Naira the currency of Nigeria that has been known for a while for its stability has experienced a level of weakest that injected a little panic at Forex market and Central Bank of Nigeria. The quick depreciation of naira must be a headache to the Nigerian financial policy makers at Central Bank of Nigeria (CBN) that wasted no time in reassuring the market that Nigeria has an adequate war chest to defend naira from aggressive speculators.
At the last session of Forex market naira was traded at around 164.50 and lately at 161.85 against US dollar. For the record naira has maintained stability at a level hovering around 155-160 against US dollar. Therefore the concern is real and currency warriors at Central Bank of Nigeria are already to fight back and defend naira.
Charlie Robertson, a London based expert and analyst at Renaissance Capital wrote that “Much of the existing investor base – both Nigerian and foreign, and the main companies we saw at our Africa conference in Lagos this week–are concerned about currency weakness–with many expecting a 5-10% depreciation this year, to roughly 167-175/$.”
Yes, Charlie Robertson is probably right, but the anticipating 5-10 percent depreciation may be too much. Somewhere at about 2-3 percent depreciation is reasonable but that is not going to occur and happen because Central Bank of Nigeria will not give into it nor is Nigeria willing to allow naira to slip into such a weakened currency.
One thing going for Central Bank of Nigeria is the moderately accumulated foreign reserve which stood at $42 billion. The deputy governor of central Bank of Nigeria Sarah Alade was emboldened in reminding the speculators and currency traders that Nigeria has the means and courage to intervene on behalf of naira.
Such a statement coming from deputy governor of central Bank of Nigeria Sarah Alade may psychologically impact the market positively and scare away speculators that will realize that Nigeria is ready to intervene if the need be so.
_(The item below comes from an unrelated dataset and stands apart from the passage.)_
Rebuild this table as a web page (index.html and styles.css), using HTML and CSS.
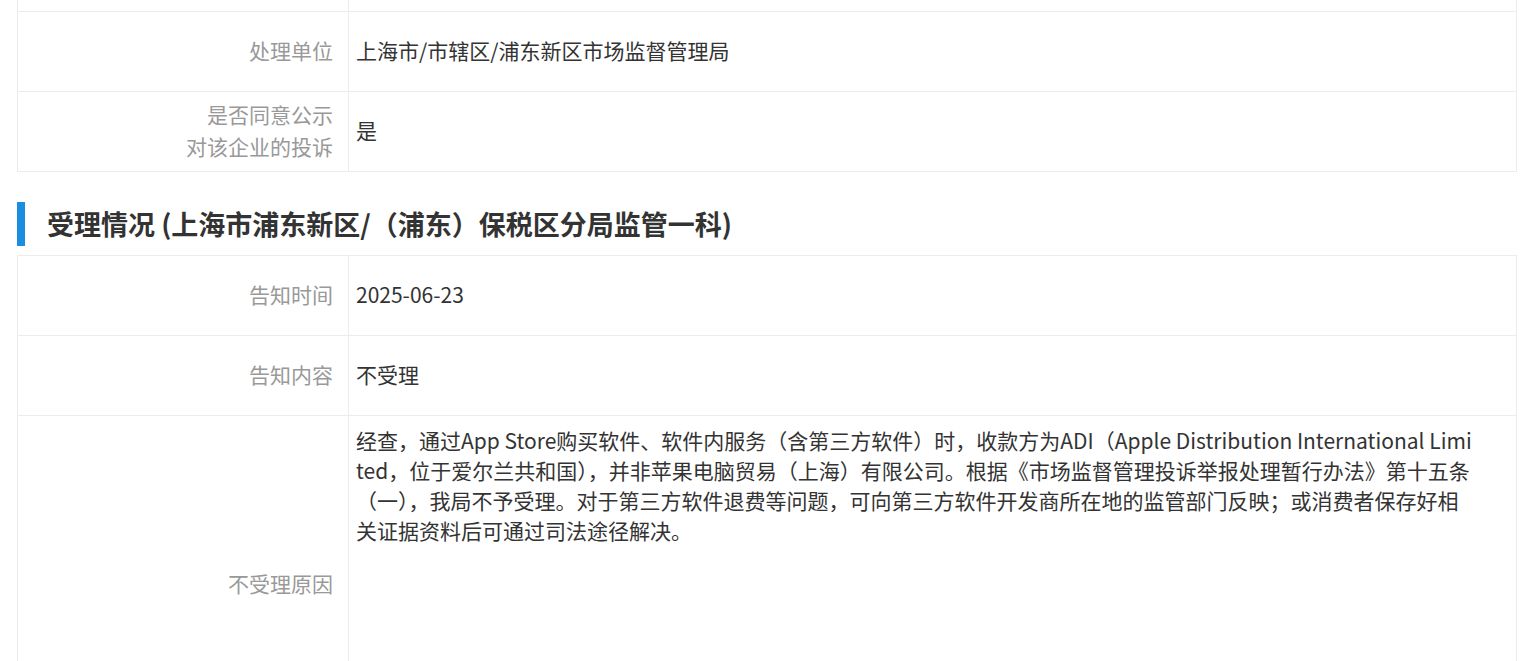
FILE: index.html
```html
<!DOCTYPE html>
<html lang="zh-CN">
<head>
	<meta charset="UTF-8">
	<title>投诉详情</title>
	<link rel="stylesheet" href="styles.css">
</head>
<body>
	<div class="page">
		<div class="info">
			<div class="row">
				<div class="label"></div>
				<div class="value"></div>
			</div>
			<div class="row">
				<div class="label">处理单位</div>
				<div class="value">上海市/市辖区/浦东新区市场监督管理局</div>
			</div>
			<div class="row">
				<div class="label">是否同意公示<br>对该企业的投诉</div>
				<div class="value">是</div>
			</div>
		</div>

		<h2 class="sec-title">受理情况 (上海市浦东新区/（浦东）保税区分局监管一科)</h2>

		<div class="info">
			<div class="row">
				<div class="label">告知时间</div>
				<div class="value">2025-06-23</div>
			</div>
			<div class="row">
				<div class="label">告知内容</div>
				<div class="value">不受理</div>
			</div>
			<div class="row row-long">
				<div class="label">不受理原因</div>
				<div class="value">经查，通过App Store购买软件、软件内服务（含第三方软件）时，收款方为ADI（Apple Distribution International Limited，位于爱尔兰共和国），并非苹果电脑贸易（上海）有限公司。根据《市场监督管理投诉举报处理暂行办法》第十五条（一），我局不予受理。对于第三方软件退费等问题，可向第三方软件开发商所在地的监管部门反映；或消费者保存好相关证据资料后可通过司法途径解决。</div>
			</div>
		</div>
	</div>
</body>
</html>
```

FILE: styles.css
```css
body,div,h2{
	margin:0;
	padding:0;
}
body{
	background:#fff;
	color:#333;
	font:400 21px/30px "Noto Sans CJK SC","Noto Sans",sans-serif;
}
.page{
	margin-top:-69px;
	padding-left:17px;
}
.info{
	width:1500px;
	box-sizing:border-box;
	border:1px solid #ececec;
	border-bottom:0;
}
.row{
	display:grid;
	grid-template-columns:331px 1fr;
	min-height:79px;
	border-bottom:1px solid #ececec;
}
.label{
	display:flex;
	align-items:center;
	justify-content:flex-end;
	text-align:right;
	padding:0 15px 3px 0;
	border-right:1px solid #ececec;
	color:#999;
	line-height:32px;
}
.value{
	display:flex;
	align-items:center;
	padding:7px 40px 11px 7px;
	word-break:break-all;
}
.row-long{
	min-height:337px;
}
.row-long .value{
	display:block;
	padding-top:9px;
}
.sec-title{
	margin:30px 0 9px;
	padding-left:22px;
	border-left:8px solid #1b8de0;
	font:700 27px/44px "Noto Sans CJK SC","Noto Sans",sans-serif;
	color:#333;
}
```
Naira may be attracting currency speculators for many reasons including for good and bad reasons. On a lighter side Nigeria’s naira has the world looking at it more positively because Nigeria has been recognized as a strong emerging market. In addition, the country’s financial house and fundamentals are relatively stable including its macroeconomics. The downside maybe that currency speculators probably feel some signs of weakness and they move in. But Nigeria with $42 billion in foreign reserve can adequately fend them off and defend naira.
The last thing Nigeria would do at the moment is to devalue naira because Central Bank of Nigeria may hold the view that it is too expensive to defend naira. But devaluation of naira will send a wrong message to our trading partners and may even trigger a currency war. Judging from the reaction and reassuring statement coming from Central Bank of Nigeria that is far fetch.